Ft. Liard Production Improves Canadian Outlook
By the end of the month, Chevron Canada Resources Ltd. expects
only two wells drilled in the Northwest Territories to be producing
about 120 MMcf/d of gas. That is welcome news to a market in
desperate need of new supply sources, particularly in western
First production and sales started flowing recently from the
Fort Liard M-25 well at 35 MMcf/d, and Chevron expects to ramp up
production this week to 50 MMcf/d. The facility and well completion
design have the capacity to handle rates of up to 75 MMcf/d, and
Chevron will make a decision on whether to expand production in
about a month. The M-25 production is transported to processing
facilities at Westcoast Energy's gas plant in Fort Nelson, BC.
Meanwhile, Chevron's K-29 well has been producing since April with
a total to date of more than 10.5 Bcf. It currently is producing
about 70 MMcf/d.
The news could not come at a more opportune time, after Canada's
National Energy Board released a market report last week indicating
that for the next several years, demand for natural gas will grow
"considerably in the Pacific Northwest and British Columbia," and
that Canadians should expect record prices for natural gas this
winter. The Energy Market Assessment also indicated that
"additional capacity will likely be required in BC to meet
incremental gas demand."
Like the rest of North America, NEB said that Canada's demand
growth has outpaced supply growth for natural gas, but gas
producers were "responding to the current high price environment
with aggressive drilling programs." NEB predicted that recent
developments would relax the supply crunch, with more than 400
MMcf/d from Sable Island production and 250 MMcf/d from the Fort
Liard area, where Chevron's wells are producing.

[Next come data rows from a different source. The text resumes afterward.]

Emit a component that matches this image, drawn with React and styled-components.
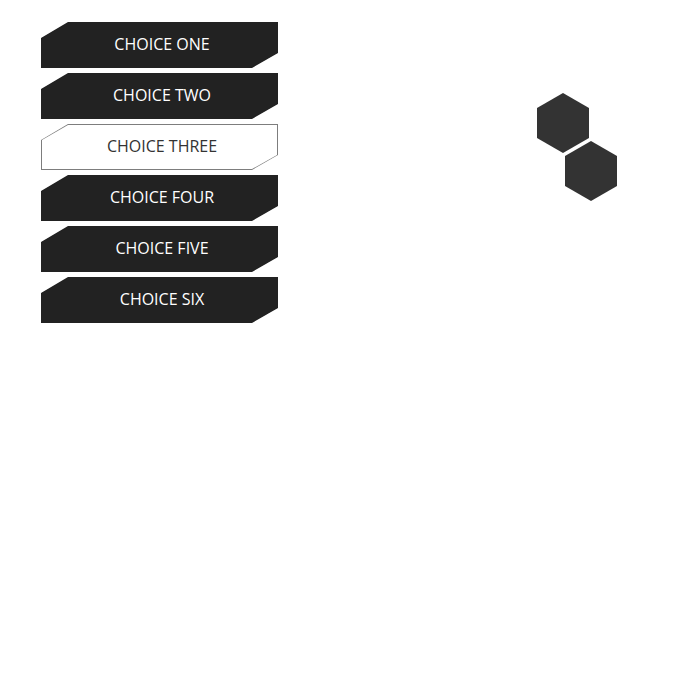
import React, { useState } from 'react';
import styled, { createGlobalStyle } from 'styled-components';

const GlobalStyle = createGlobalStyle`
  html, body {
    margin: 0;
    padding: 0;
    background: #ffffff;
  }
  body {
    font-family: "Open Sans", "Noto Sans", sans-serif;
  }
`;

const Page = styled.div`
  display: flex;
  align-items: flex-start;
  padding: 22px 0 0 41px;
  min-height: 675px;
  box-sizing: border-box;
`;

const Menu = styled.div`
  display: flex;
  flex-direction: column;
  gap: 5px;
  width: 237px;
`;

const SHAPE = 'polygon(27px 0, 100% 0, 100% 31px, 211px 100%, 0 100%, 0 16px)';

const Choice = styled.button`
  position: relative;
  width: 237px;
  height: 46px;
  border: none;
  padding: 0 0 3px 5px;
  margin: 0;
  cursor: pointer;
  clip-path: ${SHAPE};
  background: ${props => (props.active ? '#7d7d7d' : '#222222')};
  color: ${props => (props.active ? '#333333' : '#ffffff')};
  font-family: "Open Sans", "Noto Sans", sans-serif;
  font-size: 16px;
  text-align: center;

  &::before {
    content: '';
    position: absolute;
    inset: 1px;
    clip-path: polygon(26px 0, 100% 0, 100% 30px, 210px 100%, 0 100%, 0 15px);
    background: ${props => (props.active ? '#ffffff' : '#222222')};
  }

  span {
    position: relative;
  }
`;

const Hexes = styled.svg`
  margin: 71px 0 0 259px;
  flex-shrink: 0;
`;

const choices = ['CHOICE ONE', 'CHOICE TWO', 'CHOICE THREE', 'CHOICE FOUR', 'CHOICE FIVE', 'CHOICE SIX'];

const hexPoints = (cx, cy, r) =>
  [0, 1, 2, 3, 4, 5]
    .map(i => {
      const a = (Math.PI / 3) * i - Math.PI / 2;
      return `${(cx + r * Math.cos(a)).toFixed(1)},${(cy + r * Math.sin(a)).toFixed(1)}`;
    })
    .join(' ');

const App = () => {
  const [selected, setSelected] = useState(2);

  return (
    <>
      <GlobalStyle />
      <Page>
        <Menu>
          {choices.map((label, i) => (
            <Choice key={label} active={i === selected} onClick={() => setSelected(i)}>
              <span>{label}</span>
            </Choice>
          ))}
        </Menu>
        <Hexes width="81" height="109" viewBox="0 0 81 109">
          <polygon points={hexPoints(26, 30, 30)} fill="#333333" />
          <polygon points={hexPoints(54, 78, 30)} fill="#333333" />
        </Hexes>
      </Page>
    </>
  );
};

export default App;
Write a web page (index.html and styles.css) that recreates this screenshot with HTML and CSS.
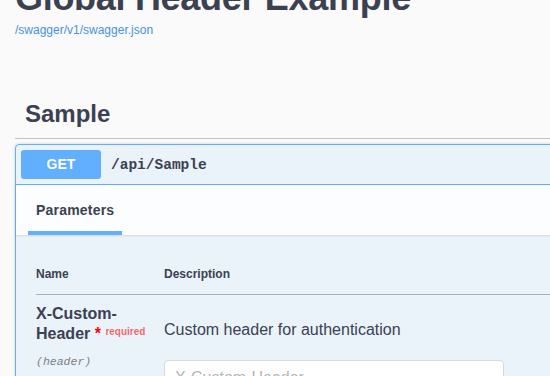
FILE: index.html
```html
<!DOCTYPE html>
<html lang="en">

<head>
    <meta charset="UTF-8">
    <meta name="viewport" content="width=device-width, initial-scale=1.0">
    <title>Global Header Example</title>
    <link rel="stylesheet" href="styles.css">
</head>

<body>
    <div class="wrapper">
        <div class="info">
            <h2 class="title">Global Header Example</h2>
            <a class="spec-link" href="#">/swagger/v1/swagger.json</a>
        </div>

        <h3 class="opblock-tag">Sample</h3>

        <div class="opblock">
            <div class="opblock-summary">
                <span class="method">GET</span>
                <span class="path">/api/Sample</span>
            </div>
            <div class="section-header">
                <div class="tab">
                    <span class="tab-label">Parameters</span>
                </div>
            </div>
            <div class="table-container">
                <table class="parameters">
                    <thead>
                        <tr>
                            <th class="col-name">Name</th>
                            <th>Description</th>
                        </tr>
                    </thead>
                    <tbody>
                        <tr>
                            <td class="col-name">
                                <div class="param-name">X-Custom-Header<span class="star">&nbsp;*</span> <span class="required">required</span></div>
                                <div class="param-in">(header)</div>
                            </td>
                            <td>
                                <p class="param-desc">Custom header for authentication</p>
                                <input class="param-input" type="text" placeholder="X-Custom-Header">
                            </td>
                        </tr>
                    </tbody>
                </table>
            </div>
        </div>
    </div>
</body>

</html>
```

FILE: styles.css
```css
html,
body {
    margin: 0;
    overflow: hidden;
    background: #fafafa;
}

body {
    font-family: "Liberation Sans", Arial, sans-serif;
    color: #3b4151;
}

.wrapper {
    width: 900px;
    padding: 0 0 0 15px;
}

.info {
    margin-top: -23px;
}

.title {
    margin: 0;
    font-size: 36px;
    line-height: 42px;
    font-weight: bold;
    letter-spacing: -0.3px;
}

.spec-link {
    display: block;
    margin-top: 4px;
    font-size: 12px;
    line-height: 14px;
    color: #4990e2;
    text-decoration: none;
}

.opblock-tag {
    margin: 53px 0 5px;
    padding: 10px 20px 10px 10px;
    font-size: 24px;
    line-height: 28px;
    font-weight: bold;
    border-bottom: 1px solid rgba(59, 65, 81, .3);
}

.opblock {
    border: 1px solid #61affe;
    border-radius: 4px;
    background: rgba(97, 175, 254, .1);
    box-shadow: 0 0 3px rgba(0, 0, 0, .19);
}

.opblock-summary {
    display: flex;
    align-items: center;
    padding: 5px;
    border-bottom: 1px solid #61affe;
}

.method {
    width: 80px;
    padding: 6px 0;
    border-radius: 3px;
    background: #61affe;
    color: #fff;
    font-size: 14px;
    line-height: 17px;
    font-weight: bold;
    text-align: center;
}

.path {
    padding: 0 10px;
    font-family: "Liberation Mono", monospace;
    font-size: 14.5px;
    font-weight: bold;
    color: #3b4151;
}

.section-header {
    display: flex;
    height: 50px;
    box-sizing: border-box;
    padding: 17px 20px 0;
    background: rgba(255, 255, 255, .8);
    box-shadow: 0 1px 2px rgba(0, 0, 0, .1);
}

.tab {
    display: flex;
    flex-direction: column;
    align-items: center;
}

.tab-label {
    font-size: 14px;
    line-height: 17px;
    font-weight: bold;
    letter-spacing: 0.2px;
}

.tab::after {
    content: "";
    width: 120%;
    height: 4px;
    margin-top: 12px;
    background: #61affe;
}

.table-container {
    padding: 20px;
}

.parameters {
    width: 100%;
    border-collapse: collapse;
}

.parameters th {
    padding: 12px 0 12px;
    font-size: 12px;
    line-height: 15px;
    font-weight: bold;
    text-align: left;
    border-bottom: 1px solid rgba(59, 65, 81, .2);
}

.parameters td {
    padding: 10px 0;
    vertical-align: top;
}

.col-name {
    width: 128px;
}

.param-name {
    width: 124px;
    font-size: 16px;
    line-height: 18px;
    font-weight: bold;
}

.star {
    color: #f00;
}

.required {
    font-size: 10px;
    color: rgba(255, 0, 0, .6);
    vertical-align: 4px;
}

.param-in {
    margin-top: 12px;
    font-family: "Liberation Mono", monospace;
    font-size: 11.5px;
    font-style: italic;
    color: #808080;
}

.param-desc {
    margin: 16px 0 21px;
    font-size: 16px;
    line-height: 18px;
}

.param-input {
    display: block;
    width: 340px;
    box-sizing: border-box;
    margin-top: 5px;
    padding: 8px 10px;
    border: 1px solid #d9d9d9;
    border-radius: 4px;
    background: #fff;
    font-family: "Liberation Sans", Arial, sans-serif;
    font-size: 16px;
}

.param-input::placeholder {
    color: #b5b5b5;
}
```
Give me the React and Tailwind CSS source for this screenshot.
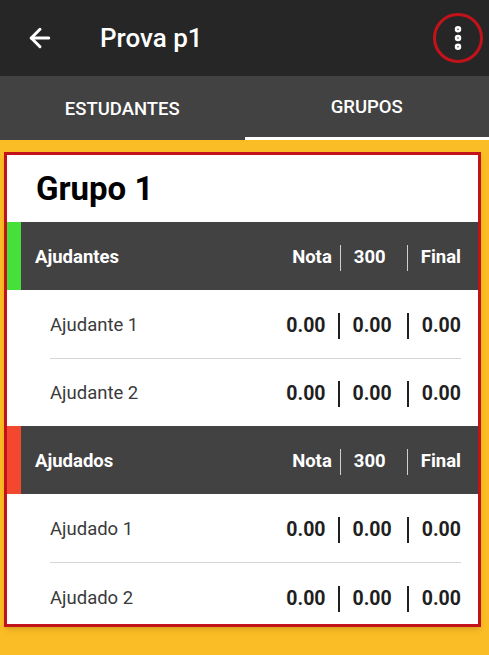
import { ArrowLeft, MoreVertical } from 'lucide-react'

const groups = [
  {
    title: 'Ajudantes',
    strip: 'bg-[#45e03a]',
    rows: ['Ajudante 1', 'Ajudante 2'],
  },
  {
    title: 'Ajudados',
    strip: 'bg-[#f4472f]',
    rows: ['Ajudado 1', 'Ajudado 2'],
  },
]

function SectionHeader({ title, strip }) {
  return (
    <div className="flex h-[68px] bg-[#424242] text-white">
      <div className={`w-[14px] ${strip}`} />
      <div className="flex flex-1 items-center pl-[14px] pr-[17px] pt-[4px] text-[18.5px] font-bold">
        <span className="flex-1">{title}</span>
        <span>Nota</span>
        <span className="ml-[8px] h-[26px] w-px bg-[#cfcfcf]" />
        <span className="ml-[13px] w-[34px]">300</span>
        <span className="ml-[19px] h-[26px] w-px bg-[#cfcfcf]" />
        <span className="ml-[13px]">Final</span>
      </div>
    </div>
  )
}

function ScoreRow({ name, first, last }) {
  return (
    <div className={`ml-[43px] mr-[17px] flex items-center ${first ? '' : 'border-t border-[#d6d6d6]'} ${last ? 'h-[62px] pt-[11px]' : 'h-[68px] pt-[3px]'}`}>
      <span className="flex-1 text-[18.5px] text-[#3a3a3a]">{name}</span>
      <div className="flex items-center text-[19.5px] font-bold text-[#1f1f1f]">
        <span>0.00</span>
        <span className="ml-[12px] h-[26px] w-[2px] bg-[#1f1f1f]" />
        <span className="ml-[13px]">0.00</span>
        <span className="ml-[15px] h-[26px] w-[2px] bg-[#1f1f1f]" />
        <span className="ml-[13px]">0.00</span>
      </div>
    </div>
  )
}

export default function App() {
  return (
    <div className="h-[655px] w-[489px] overflow-hidden bg-[#fbbd25]" style={{ fontFamily: 'Roboto, "Noto Sans", sans-serif' }}>
      <div className="flex h-[76px] items-center bg-[#262626] text-white">
        <ArrowLeft size={30} strokeWidth={2.4} className="ml-[25px]" />
        <span className="ml-[45px] flex-1 text-[26px] font-medium">Prova p1</span>
        <div className="mr-[6px] flex h-[50px] w-[50px] items-center justify-center rounded-full border-[3px] border-[#c3131a]">
          <MoreVertical size={30} strokeWidth={3.2} />
        </div>
      </div>

      <div className="flex h-[64px] bg-[#424242] text-[18.5px] font-medium text-white">
        <div className="flex flex-1 items-center justify-center pt-[3px]">ESTUDANTES</div>
        <div className="flex flex-1 flex-col">
          <div className="flex flex-1 items-center justify-center pt-[3px]">GRUPOS</div>
          <div className="h-[3px] bg-white" />
        </div>
      </div>

      <div className="pl-[4px] pr-[8px] pt-[12px]">
        <div className="border-[3px] border-[#c3131a] bg-white shadow-md">
          <div className="flex h-[67px] items-center pl-[29px] text-[33px] font-bold text-black">Grupo 1</div>
          {groups.map((g, gi) => (
            <div key={g.title}>
              <SectionHeader title={g.title} strip={g.strip} />
              {g.rows.map((r, i) => (
                <ScoreRow key={r} name={r} first={i === 0} last={gi === groups.length - 1 && i === g.rows.length - 1} />
              ))}
            </div>
          ))}
        </div>
      </div>
    </div>
  )
}
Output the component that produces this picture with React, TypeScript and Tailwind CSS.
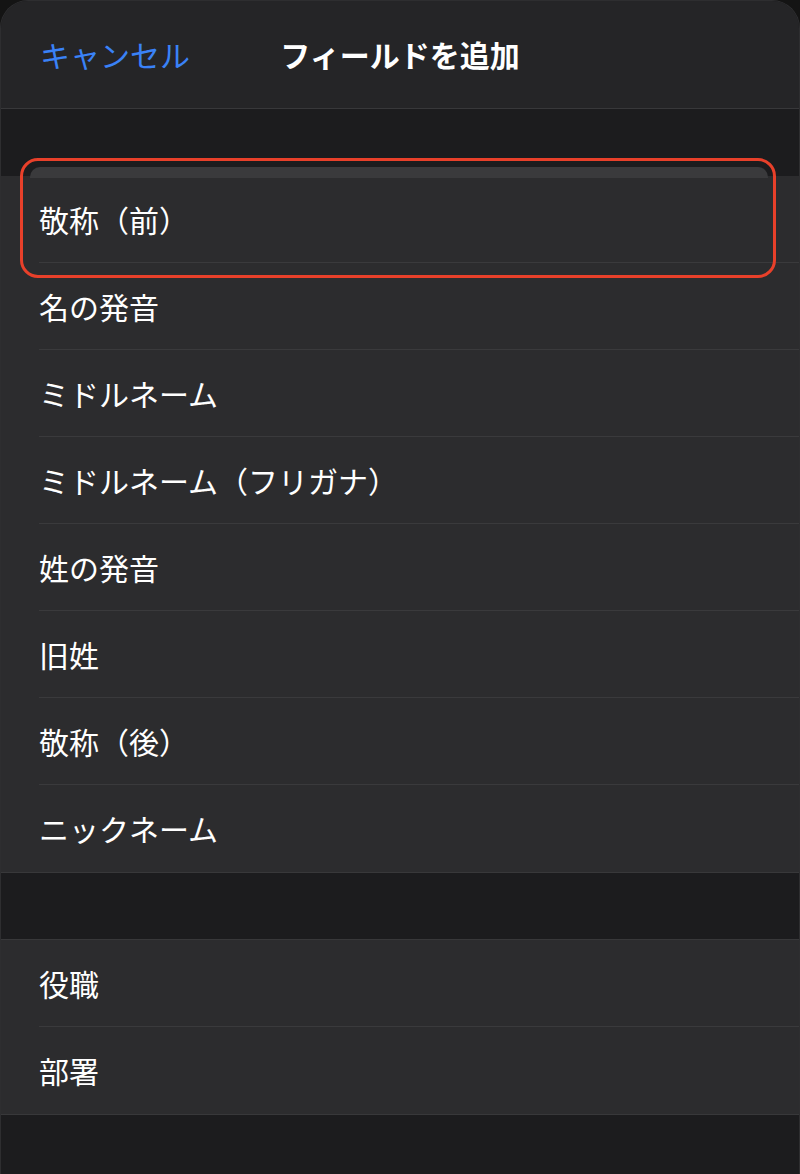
import React from 'react';

const FONT = {
  fontFamily: '"Noto Sans CJK JP", "Noto Sans", sans-serif',
};

const nameFields = [
  '敬称（前）',
  '名の発音',
  'ミドルネーム',
  'ミドルネーム（フリガナ）',
  '姓の発音',
  '旧姓',
  '敬称（後）',
  'ニックネーム',
];

const workFields = ['役職', '部署'];

const Row: React.FC<{ label: string; last?: boolean }> = ({ label, last }) => (
  <div className="h-[87px] pl-[38px] bg-[#2c2c2e]">
    <div
      className={`h-full flex items-center text-[30px] text-white ${
        last ? '' : 'border-b border-[#3a3a3c]'
      }`}
    >
      {label}
    </div>
  </div>
);

export default function App() {
  return (
    <div className="w-[800px] h-[1174px] bg-[#141414] overflow-hidden" style={FONT}>
      <div className="h-full rounded-t-[28px] bg-[#1c1c1e] border-t border-x border-[#2e2e30] overflow-hidden">
        {/* header */}
        <div className="h-[108px] bg-[#252527] border-b border-[#38383a] relative flex items-center">
          <span className="pl-[39px] text-[30px] text-[#3a82f7]">キャンセル</span>
          <span className="absolute left-0 right-0 text-center text-[30px] font-bold text-white pointer-events-none">
            フィールドを追加
          </span>
        </div>

        <div className="h-[67px]" />

        {/* first group */}
        <div className="relative border-b border-[#38383a]">
          {nameFields.map((f, i) => (
            <Row key={f} label={f} last={i === nameFields.length - 1} />
          ))}
          {/* highlight */}
          <div className="absolute left-[29px] top-[-9px] w-[738px] h-[11px] rounded-t-[10px] bg-[#3a3a3c]" />
          <div className="absolute left-[19px] top-[-18px] w-[756px] h-[120px] rounded-[18px] border-[3px] border-[#e8402a]" />
        </div>

        <div className="h-[66px]" />

        {/* second group */}
        <div className="border-y border-[#38383a]">
          {workFields.map((f, i) => (
            <Row key={f} label={f} last={i === workFields.length - 1} />
          ))}
        </div>
      </div>
    </div>
  );
}
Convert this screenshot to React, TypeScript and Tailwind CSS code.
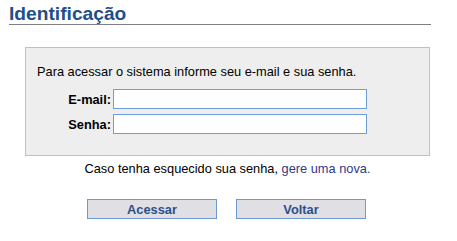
export default function App() {
  return (
    <div className="w-[457px] h-[241px] bg-white text-[12.8px] leading-[15px] text-black" style={{ fontFamily: '"Liberation Sans", Arial, sans-serif' }}>
      <div className="pt-[4px] pl-[9px]">
        <h1 className="w-[422px] border-b border-[#808080] text-[19.2px] leading-[20px] font-bold text-[#1f4e8c]">
          Identificação
        </h1>
      </div>

      <div className="mt-[22px] ml-[25px] w-[405px]">
        <div className="border border-[#c0c0c0] bg-[#eeeeee] pt-[16px] pb-[21px] pl-[11px]">
          <p>Para acessar o sistema informe seu e-mail e sua senha.</p>
          <div className="mt-[10px] flex flex-col gap-[5px]">
            <div className="flex items-center">
              <label className="w-[74px] text-right font-bold">E-mail:</label>
              <input type="text" className="ml-[2px] h-[20px] w-[254px] border border-[#6f9fd8] bg-white outline-none" />
            </div>
            <div className="flex items-center">
              <label className="w-[74px] text-right font-bold">Senha:</label>
              <input type="password" className="ml-[2px] h-[20px] w-[254px] border border-[#6f9fd8] bg-white outline-none" />
            </div>
          </div>
        </div>

        <p className="mt-[5px] text-center">
          Caso tenha esquecido sua senha, <a href="#" className="text-[#2d3a8c]">gere uma nova.</a>
        </p>

        <div className="mt-[23px] flex gap-[19px] pl-[62px]">
          <button className="h-[20px] w-[130px] border border-[#6d9bd1] bg-[#e0dfe3] font-bold text-[#2c4f8a]">
            Acessar
          </button>
          <button className="h-[20px] w-[130px] border border-[#6d9bd1] bg-[#e0dfe3] font-bold text-[#2c4f8a]">
            Voltar
          </button>
        </div>
      </div>
    </div>
  );
}
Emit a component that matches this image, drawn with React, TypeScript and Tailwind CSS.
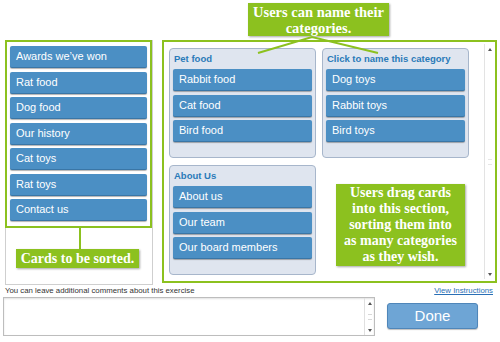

Jim Simpson, president of Chevron Canada Resources, said the
company was "pleased" to be delivering gas to the "very strong
markets" a month ahead of schedule. "Production from these prolific
wells meets several major goals for Chevron. It strongly positions
our company in an exciting new region and provides an excellent
balance to our existing producing assets in Western Canada and
offshore East Coast."
The company's success in the Fort Liard area will help
Westcoast's facilities, too. According to the NEB report, Westcoast
is now facing about 200 MMcf/d of decontracting, which could
increase in the short term, depending on the Fort Liard volumes -
from all producers in the region - and from volumes moving on
Alliance and Southern Crossing pipelines. Increased drilling and
production from the region should improve the present capacity
problems, NEB said.
Partners in the M-25 and K-29 wells include operator Chevron,
which holds a 43.4% interest; Purcell Energy, 24%; Berkley
Petroleum, 21%; Anderson Resources; and others.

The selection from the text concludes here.